*Work required:*
In the entries below, identify every line with the string "this" and copy it.

________

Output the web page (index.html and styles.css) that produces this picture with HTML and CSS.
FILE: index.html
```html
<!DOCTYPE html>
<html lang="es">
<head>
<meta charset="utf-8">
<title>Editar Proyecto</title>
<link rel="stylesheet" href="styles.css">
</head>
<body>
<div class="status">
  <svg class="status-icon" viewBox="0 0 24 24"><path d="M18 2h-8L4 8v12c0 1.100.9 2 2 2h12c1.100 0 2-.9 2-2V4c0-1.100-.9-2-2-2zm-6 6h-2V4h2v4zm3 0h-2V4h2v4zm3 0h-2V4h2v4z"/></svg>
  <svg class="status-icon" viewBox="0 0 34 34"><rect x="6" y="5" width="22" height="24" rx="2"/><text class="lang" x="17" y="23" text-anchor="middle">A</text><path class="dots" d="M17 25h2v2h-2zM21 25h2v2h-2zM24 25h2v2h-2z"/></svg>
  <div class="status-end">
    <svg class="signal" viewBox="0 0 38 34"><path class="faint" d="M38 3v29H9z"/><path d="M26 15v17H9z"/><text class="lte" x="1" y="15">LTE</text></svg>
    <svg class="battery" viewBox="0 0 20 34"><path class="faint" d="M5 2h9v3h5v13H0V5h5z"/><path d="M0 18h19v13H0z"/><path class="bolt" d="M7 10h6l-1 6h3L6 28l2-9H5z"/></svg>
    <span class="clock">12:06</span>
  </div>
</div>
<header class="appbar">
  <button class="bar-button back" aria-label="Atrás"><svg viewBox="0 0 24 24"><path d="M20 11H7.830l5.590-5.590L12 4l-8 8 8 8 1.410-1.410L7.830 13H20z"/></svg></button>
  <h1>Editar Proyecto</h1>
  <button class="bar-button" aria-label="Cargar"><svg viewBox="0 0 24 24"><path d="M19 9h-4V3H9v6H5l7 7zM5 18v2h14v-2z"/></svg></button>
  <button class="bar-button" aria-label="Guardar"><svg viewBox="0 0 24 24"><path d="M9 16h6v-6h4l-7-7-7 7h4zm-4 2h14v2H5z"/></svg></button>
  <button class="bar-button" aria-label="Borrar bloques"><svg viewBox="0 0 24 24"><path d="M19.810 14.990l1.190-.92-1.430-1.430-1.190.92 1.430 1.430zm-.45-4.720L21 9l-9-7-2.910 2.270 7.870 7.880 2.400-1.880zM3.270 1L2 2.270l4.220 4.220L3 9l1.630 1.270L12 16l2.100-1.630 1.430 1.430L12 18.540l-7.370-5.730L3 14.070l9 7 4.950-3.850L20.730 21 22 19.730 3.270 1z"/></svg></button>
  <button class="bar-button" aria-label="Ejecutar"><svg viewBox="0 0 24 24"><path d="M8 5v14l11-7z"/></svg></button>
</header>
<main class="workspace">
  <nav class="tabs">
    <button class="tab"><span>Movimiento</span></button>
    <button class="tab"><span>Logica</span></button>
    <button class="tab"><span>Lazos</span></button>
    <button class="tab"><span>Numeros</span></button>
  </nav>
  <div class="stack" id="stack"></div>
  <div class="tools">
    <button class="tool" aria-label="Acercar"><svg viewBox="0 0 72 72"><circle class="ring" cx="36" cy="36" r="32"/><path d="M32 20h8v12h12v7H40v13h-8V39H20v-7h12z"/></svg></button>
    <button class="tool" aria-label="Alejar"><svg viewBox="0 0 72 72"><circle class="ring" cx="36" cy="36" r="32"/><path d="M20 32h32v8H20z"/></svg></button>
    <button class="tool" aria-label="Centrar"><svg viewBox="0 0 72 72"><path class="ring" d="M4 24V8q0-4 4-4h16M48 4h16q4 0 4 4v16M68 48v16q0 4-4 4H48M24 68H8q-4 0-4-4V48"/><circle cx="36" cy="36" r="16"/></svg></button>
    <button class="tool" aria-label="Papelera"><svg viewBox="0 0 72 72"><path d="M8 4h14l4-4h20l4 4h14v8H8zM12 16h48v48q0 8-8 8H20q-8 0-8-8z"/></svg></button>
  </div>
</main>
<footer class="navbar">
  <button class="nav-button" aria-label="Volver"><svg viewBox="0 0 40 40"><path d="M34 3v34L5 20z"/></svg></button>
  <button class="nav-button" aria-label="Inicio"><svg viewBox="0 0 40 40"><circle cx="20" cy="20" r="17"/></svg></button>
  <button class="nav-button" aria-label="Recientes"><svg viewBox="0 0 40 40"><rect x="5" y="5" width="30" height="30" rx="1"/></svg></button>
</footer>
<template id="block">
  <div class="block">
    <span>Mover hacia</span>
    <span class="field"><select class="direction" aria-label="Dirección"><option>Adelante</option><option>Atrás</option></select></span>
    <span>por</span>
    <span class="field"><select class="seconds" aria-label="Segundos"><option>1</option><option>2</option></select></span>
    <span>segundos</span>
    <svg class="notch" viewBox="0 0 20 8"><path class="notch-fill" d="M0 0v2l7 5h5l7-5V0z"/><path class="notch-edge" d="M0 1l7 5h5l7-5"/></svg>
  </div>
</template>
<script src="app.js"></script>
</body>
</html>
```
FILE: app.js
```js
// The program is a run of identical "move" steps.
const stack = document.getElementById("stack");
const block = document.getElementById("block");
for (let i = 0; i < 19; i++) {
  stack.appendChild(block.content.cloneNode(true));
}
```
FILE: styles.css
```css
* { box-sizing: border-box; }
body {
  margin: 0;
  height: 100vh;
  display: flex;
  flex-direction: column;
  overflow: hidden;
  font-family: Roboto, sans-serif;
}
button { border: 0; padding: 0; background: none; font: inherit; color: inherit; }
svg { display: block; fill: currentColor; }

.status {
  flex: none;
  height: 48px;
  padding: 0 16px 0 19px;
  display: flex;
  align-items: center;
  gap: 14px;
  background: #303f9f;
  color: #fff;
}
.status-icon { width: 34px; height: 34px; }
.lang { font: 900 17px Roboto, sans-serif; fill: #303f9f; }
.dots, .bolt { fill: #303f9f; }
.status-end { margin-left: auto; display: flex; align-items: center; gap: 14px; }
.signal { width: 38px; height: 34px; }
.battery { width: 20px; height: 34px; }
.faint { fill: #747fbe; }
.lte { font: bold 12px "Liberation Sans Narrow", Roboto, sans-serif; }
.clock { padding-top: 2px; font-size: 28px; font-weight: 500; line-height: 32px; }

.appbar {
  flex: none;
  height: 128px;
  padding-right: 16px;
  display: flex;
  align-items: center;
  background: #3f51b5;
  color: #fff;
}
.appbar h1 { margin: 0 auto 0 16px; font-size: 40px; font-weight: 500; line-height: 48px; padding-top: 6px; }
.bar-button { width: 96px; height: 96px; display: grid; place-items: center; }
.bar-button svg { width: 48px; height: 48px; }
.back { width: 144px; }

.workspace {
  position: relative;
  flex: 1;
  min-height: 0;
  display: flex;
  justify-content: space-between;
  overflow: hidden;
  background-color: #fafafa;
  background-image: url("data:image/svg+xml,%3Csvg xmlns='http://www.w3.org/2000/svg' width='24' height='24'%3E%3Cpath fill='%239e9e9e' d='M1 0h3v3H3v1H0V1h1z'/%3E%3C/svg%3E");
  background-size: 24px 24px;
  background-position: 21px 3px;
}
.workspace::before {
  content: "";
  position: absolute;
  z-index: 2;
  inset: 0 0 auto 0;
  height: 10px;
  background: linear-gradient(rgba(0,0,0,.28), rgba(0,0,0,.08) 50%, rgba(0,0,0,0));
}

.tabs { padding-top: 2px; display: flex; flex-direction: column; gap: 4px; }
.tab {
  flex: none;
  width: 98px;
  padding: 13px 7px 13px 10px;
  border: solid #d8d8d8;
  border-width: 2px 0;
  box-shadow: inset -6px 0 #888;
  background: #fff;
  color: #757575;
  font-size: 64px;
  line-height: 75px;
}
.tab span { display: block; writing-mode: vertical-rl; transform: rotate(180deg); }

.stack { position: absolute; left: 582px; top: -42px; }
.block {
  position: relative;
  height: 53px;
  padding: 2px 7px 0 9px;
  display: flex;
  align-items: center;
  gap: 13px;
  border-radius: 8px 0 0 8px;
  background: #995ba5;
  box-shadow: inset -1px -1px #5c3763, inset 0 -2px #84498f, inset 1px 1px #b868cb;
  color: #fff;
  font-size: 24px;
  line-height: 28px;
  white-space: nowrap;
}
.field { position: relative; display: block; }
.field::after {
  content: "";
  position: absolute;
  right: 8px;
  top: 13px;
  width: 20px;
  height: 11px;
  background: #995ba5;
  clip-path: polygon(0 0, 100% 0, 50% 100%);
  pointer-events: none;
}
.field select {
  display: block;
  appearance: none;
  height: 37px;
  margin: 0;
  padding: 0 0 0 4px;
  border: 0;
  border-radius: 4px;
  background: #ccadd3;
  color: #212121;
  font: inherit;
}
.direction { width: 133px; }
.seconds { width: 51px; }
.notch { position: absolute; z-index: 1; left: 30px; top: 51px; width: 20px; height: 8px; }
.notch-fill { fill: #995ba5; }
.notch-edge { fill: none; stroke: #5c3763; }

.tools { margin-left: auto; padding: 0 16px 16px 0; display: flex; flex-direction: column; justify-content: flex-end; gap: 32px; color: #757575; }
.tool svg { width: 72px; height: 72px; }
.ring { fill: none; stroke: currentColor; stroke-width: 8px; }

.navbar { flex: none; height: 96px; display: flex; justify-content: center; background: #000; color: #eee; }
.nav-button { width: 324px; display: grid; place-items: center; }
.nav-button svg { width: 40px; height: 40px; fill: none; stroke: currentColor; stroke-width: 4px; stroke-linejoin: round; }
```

________

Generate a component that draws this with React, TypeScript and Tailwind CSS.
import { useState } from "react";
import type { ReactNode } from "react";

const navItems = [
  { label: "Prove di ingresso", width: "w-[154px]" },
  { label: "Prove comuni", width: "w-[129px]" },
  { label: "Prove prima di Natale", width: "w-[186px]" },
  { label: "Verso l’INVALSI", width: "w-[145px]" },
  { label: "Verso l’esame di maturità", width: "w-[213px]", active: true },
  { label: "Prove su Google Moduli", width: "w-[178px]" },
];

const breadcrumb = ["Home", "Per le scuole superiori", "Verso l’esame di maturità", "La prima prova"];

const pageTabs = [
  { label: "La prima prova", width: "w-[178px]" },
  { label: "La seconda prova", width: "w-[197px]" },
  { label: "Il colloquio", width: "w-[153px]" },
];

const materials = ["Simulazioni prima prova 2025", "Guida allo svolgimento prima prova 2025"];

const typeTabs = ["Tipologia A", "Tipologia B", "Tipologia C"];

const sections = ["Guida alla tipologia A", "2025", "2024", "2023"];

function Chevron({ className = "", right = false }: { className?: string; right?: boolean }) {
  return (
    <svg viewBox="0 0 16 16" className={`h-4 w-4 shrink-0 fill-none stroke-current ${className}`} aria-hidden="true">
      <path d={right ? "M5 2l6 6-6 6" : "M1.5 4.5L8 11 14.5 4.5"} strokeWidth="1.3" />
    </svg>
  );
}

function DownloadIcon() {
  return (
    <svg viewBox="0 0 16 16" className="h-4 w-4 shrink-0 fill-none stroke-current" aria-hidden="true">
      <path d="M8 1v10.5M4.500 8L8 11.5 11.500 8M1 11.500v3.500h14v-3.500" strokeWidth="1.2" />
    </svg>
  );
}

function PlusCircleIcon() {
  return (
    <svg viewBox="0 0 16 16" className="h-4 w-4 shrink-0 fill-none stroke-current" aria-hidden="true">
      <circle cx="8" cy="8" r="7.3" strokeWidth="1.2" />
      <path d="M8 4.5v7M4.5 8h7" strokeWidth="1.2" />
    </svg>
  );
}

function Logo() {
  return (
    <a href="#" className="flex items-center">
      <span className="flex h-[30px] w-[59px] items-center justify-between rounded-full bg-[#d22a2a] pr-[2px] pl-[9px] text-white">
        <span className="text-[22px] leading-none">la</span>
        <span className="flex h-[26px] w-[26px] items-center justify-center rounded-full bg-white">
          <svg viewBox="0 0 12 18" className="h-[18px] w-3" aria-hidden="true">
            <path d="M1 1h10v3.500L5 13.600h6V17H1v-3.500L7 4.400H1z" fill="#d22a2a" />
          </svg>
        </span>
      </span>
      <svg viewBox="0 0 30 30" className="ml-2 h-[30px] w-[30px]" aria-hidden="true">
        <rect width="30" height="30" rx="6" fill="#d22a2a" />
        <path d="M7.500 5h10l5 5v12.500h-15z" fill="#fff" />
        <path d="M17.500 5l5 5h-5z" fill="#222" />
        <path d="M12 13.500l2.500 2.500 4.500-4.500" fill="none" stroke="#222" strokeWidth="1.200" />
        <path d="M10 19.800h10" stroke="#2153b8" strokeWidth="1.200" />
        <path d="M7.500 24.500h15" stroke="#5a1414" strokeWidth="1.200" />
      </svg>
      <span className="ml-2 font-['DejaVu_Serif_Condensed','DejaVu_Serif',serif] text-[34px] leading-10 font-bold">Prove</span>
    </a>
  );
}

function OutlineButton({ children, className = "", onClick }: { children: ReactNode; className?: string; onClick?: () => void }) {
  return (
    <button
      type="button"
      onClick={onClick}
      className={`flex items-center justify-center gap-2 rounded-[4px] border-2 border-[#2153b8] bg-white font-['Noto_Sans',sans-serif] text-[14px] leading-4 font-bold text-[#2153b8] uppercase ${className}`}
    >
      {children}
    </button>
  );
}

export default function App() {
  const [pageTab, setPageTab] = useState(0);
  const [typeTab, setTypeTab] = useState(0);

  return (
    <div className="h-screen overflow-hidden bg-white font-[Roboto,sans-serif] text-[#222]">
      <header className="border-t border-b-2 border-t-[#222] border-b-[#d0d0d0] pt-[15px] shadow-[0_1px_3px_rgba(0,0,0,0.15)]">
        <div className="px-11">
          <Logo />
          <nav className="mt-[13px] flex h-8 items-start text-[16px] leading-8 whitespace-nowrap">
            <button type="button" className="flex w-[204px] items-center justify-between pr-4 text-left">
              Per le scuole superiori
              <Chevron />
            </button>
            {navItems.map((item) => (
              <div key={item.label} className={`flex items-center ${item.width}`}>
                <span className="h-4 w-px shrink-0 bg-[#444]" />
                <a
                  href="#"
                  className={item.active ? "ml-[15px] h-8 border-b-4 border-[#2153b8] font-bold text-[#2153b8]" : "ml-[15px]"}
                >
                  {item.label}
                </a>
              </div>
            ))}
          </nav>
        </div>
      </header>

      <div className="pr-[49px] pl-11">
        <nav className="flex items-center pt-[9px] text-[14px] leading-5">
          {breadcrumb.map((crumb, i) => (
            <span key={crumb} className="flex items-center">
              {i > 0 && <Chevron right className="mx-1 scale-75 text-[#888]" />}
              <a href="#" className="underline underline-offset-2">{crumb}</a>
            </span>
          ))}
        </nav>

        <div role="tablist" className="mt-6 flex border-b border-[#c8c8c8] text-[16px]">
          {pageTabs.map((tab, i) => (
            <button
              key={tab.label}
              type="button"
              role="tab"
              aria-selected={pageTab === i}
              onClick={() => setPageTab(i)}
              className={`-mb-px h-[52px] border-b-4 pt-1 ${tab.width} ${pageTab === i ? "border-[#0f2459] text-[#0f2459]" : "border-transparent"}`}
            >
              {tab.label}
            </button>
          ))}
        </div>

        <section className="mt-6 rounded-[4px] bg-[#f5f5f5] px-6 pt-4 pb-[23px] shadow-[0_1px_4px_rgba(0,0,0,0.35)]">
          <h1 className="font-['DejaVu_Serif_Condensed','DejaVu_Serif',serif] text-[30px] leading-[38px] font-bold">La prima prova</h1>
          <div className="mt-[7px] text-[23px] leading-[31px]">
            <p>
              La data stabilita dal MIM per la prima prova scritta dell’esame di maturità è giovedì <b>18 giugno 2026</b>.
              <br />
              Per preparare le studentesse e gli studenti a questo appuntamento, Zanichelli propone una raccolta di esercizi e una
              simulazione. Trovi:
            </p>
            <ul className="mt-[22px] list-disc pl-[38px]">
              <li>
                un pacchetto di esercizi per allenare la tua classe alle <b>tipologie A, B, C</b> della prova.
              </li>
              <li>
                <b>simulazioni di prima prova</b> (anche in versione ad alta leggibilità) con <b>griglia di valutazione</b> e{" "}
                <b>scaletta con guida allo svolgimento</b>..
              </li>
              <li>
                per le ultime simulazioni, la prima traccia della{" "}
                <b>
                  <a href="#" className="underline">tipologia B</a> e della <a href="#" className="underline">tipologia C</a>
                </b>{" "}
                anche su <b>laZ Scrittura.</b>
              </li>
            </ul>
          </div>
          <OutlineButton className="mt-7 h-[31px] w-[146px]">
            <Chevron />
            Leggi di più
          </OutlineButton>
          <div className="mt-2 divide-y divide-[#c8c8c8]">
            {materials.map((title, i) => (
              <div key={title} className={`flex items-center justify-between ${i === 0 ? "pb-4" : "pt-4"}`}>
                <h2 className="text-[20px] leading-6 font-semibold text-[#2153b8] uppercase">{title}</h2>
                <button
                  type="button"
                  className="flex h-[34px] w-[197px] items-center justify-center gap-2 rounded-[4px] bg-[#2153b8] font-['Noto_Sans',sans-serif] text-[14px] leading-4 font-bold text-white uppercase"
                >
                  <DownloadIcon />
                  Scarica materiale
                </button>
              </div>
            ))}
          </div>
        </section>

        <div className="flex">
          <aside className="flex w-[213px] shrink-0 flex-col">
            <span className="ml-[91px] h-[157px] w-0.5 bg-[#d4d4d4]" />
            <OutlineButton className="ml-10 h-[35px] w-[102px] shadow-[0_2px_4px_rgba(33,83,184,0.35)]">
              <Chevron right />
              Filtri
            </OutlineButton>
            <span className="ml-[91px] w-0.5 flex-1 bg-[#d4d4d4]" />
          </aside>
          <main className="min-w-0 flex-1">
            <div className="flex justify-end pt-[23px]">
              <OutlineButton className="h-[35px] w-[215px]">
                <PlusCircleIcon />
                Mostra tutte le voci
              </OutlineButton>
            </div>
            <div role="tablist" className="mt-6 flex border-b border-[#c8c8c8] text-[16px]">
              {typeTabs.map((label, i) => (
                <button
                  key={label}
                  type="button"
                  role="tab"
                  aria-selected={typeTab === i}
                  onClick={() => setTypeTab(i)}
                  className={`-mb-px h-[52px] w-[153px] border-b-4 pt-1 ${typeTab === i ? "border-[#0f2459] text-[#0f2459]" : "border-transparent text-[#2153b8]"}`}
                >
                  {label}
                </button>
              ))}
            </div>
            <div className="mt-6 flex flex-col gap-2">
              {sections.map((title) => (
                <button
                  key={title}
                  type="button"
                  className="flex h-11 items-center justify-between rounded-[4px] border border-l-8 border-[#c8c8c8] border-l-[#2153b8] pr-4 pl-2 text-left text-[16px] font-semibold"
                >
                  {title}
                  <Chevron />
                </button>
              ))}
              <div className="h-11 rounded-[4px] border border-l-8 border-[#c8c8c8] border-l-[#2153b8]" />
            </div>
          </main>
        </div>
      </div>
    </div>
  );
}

________

*Solved problem:*
Output the web page (index.html and styles.css) that produces this picture with HTML and CSS.
Generate a component that draws this with React, TypeScript and Tailwind CSS.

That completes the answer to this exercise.